Alternatives considered¶
- Re-implement hooks natively in
leoflow_runtime.hooks.*(~4,000 LOC). Rejected as the primary path: breaks every Airflow DAG'sfrom airflow.providers...imports unless we also ship an import rewriter, and matching upstream method signatures eats most of the LOC savings. Viable later as a targeted ergonomic overlay (clause 8); not viable as the only surface. - Allow user-installed
apache-airflowruntime. Rejected: +200-300 MB image bloat + 600 transitive Python deps + 4-7 s cold start + a DB stack imported into pods that have no DB + CVEs we don't audit. Conflicts with the "Python minimal, Go max" principle. Acceptable only as a user-managed escape hatch for connectors the shim doesn't support. - Two parallel connector tiers (Leoflow-native vs Airflow-compat). Rejected: forces the user to pick a tier up-front, breaks the drop-in promise, and doubles the catalog / UI / probe code. The pre-processor seam achieves the same security stance with one model.

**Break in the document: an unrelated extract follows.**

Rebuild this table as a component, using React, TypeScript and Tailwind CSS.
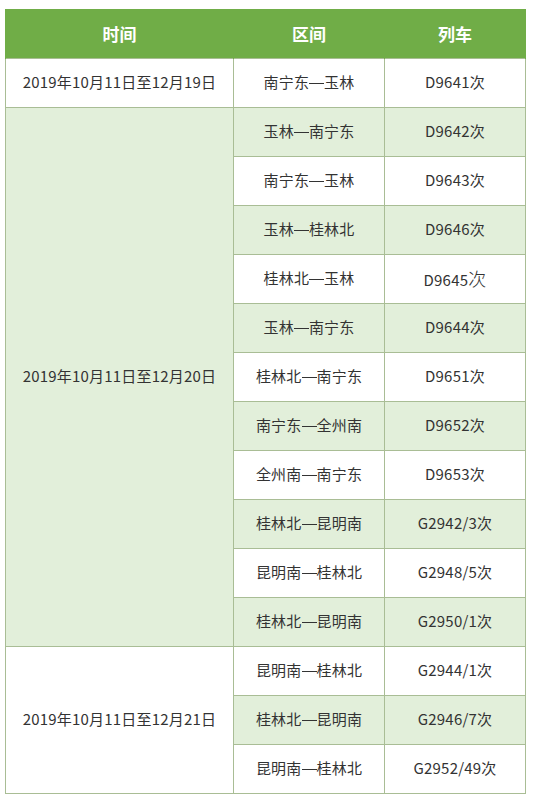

- Move ADR 0035 enforcement into the Go control plane. Rejected: would re-introduce cloud SDKs in core (violates ADR 0014). Resolution at the task is where the token exchange already happens correctly per ADR 0035 clause 5.
- Python in the admin panel (introspect provider form widgets at request time). Rejected: pulls Airflow + every installed provider into the control plane image; conflicts with ADR 0014. Curated Go registry + generic fallback is the right tradeoff for form polish; runtime behavior is identical.